De man naast mij houdt, net als ik, zijn ogen op de dobber gericht. Even later brengt een vrouw hem koffie en vraagt hem hoe het gaat. ”Gaat wel”, zegt hij. Als de stilte teruggekeerd is begint hij ineens te praten. Als de pootjes van de caravan aangedraaid zijn, en je de hand van de buren hebt geschud, begint je vakantie. Eerst kijk je nog een beetje onwennig om je heen. Maar na enkele dagen kun je in het donker zelfs de weg naar het toiletgebouw vinden. Je leven krijgt een ander ritme. Je wordt wakker doordat de zon op het dak van de caravan schijnt. Of door kinderen die buiten met elkaar vechten om de bal. De krant scan je even via internet. Echt aandachtig lezen is er niet bij.
Na een mooie fietstocht zit je aan het eind van de dag aan het water te vissen. De avond is bezig te komen. Vogels zoeken een rustplaats voor de nacht. Daar zijn ze best kieskeurig in, want ze zwerven en buitelen in de lucht over elkaar heen. Enkelen zetten hun pootjes, na een mooie landing, neer op het riet, om zich even later toch weer bij de anderen te voegen. In de verte roept de koekoek. Koekoek… kooeekoeek. Achter je blijft een moeder met haar kind staan. ”Kijk, die meneer zit te vissen.” Het jongetje knikt en trekt zijn moeder aan haar arm. De stilte keert terug. Naast je zit je buurman. Van leeftijd verschillen we niet veel van elkaar.. “Blijft rustig hè! “ “Ja.” Even later: “Mijn vrouw is vorig jaar overleden. Zomaar, patst boem. Je denkt dat het bij een ander gebeurt en dan…” “Kun je je redden,” vraag ik. “Hou op man. Mijn vrouw zei altijd: ga jij maar even met de hond wandelen. Ik red me wel. Daar sta je dan. Met lege handen. De afwasmachine was ook nog kapot. Wat te doen? Een nieuwe kopen voor dat beetje afwas?” Het blijft even stil. Alsof hij opnieuw de afweging moet maken. Even later. “Een half jaar later ben ik weer getrouwd. Ik kon niet tegen het alleen zijn. Mijn ”nieuwe” vrouw zegt vaak: laat mij dat maar even doen. Ga jij maar even een blokje om.
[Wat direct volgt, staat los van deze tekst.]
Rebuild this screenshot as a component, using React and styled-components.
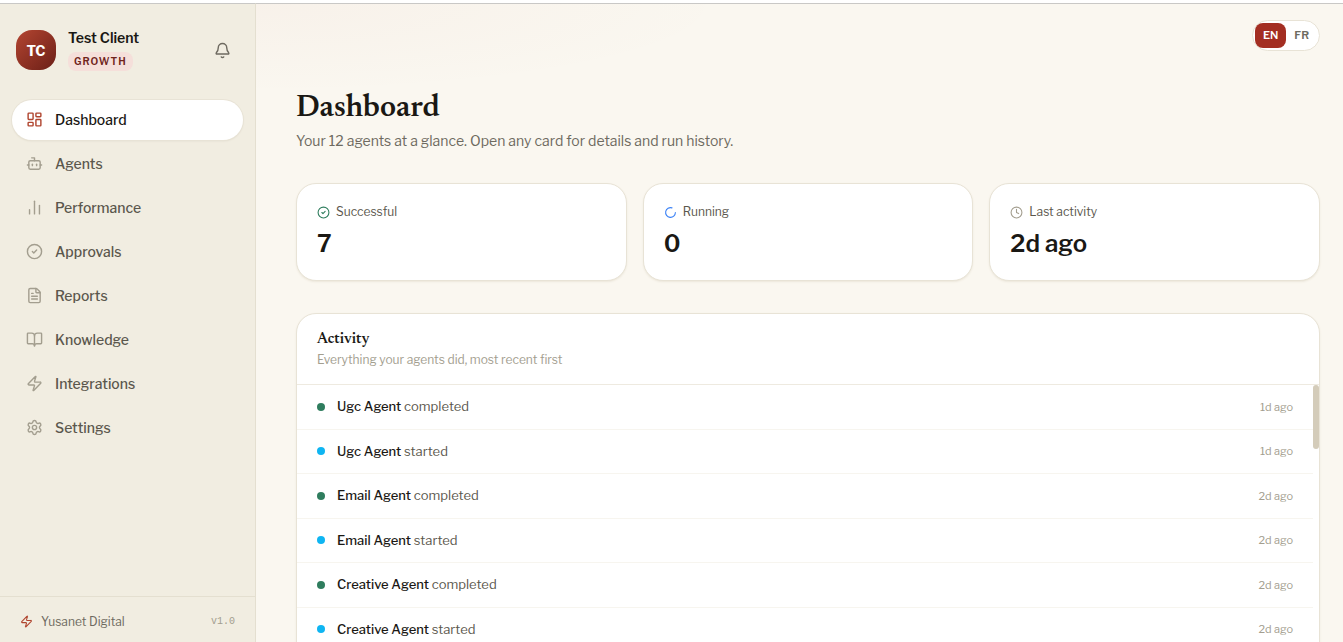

Ik heb het getroffen man.” Als hij even later een vis aan de haak slaat zeg ik: “Mazzelkont.” In de caravan, als de dag bijna gisteren wordt, droom ik voor mij uit. Wat is mijn wereld ineens overzichtelijk geworden. Zo kan ik het probleem van mijn visbuurman behappen. Zie hem klungelen in de keuken. Hoe deed zijn vrouw dat altijd? Isis is ver weg. De stad Raqqa wordt ingesloten. Hongersnood, droogte, een uitgemergeld kind in de armen van een huilende moeder, zie je hier niet. Overstroming beperkt zich tot je schoen die je net iets te ver buiten de luifel hebt gezet. Vragen: waar is God? Waarom grijpt Hij niet in?, zijn in je onderbewustzijn gedaald. Je kunt je wereld overzien. Zo hoop je voor je visbuurman dat zijn prostaatklachten niet verergeren.
De wind is moe van het spelen. Het water lijkt op een spiegel. De stilte om je heen voelt goed. Met een licht plonsje duikt een kikker het water in. Hoeveel verbeelding moet je hebben om in het ruisen van de populieren Gods voetstappen te horen.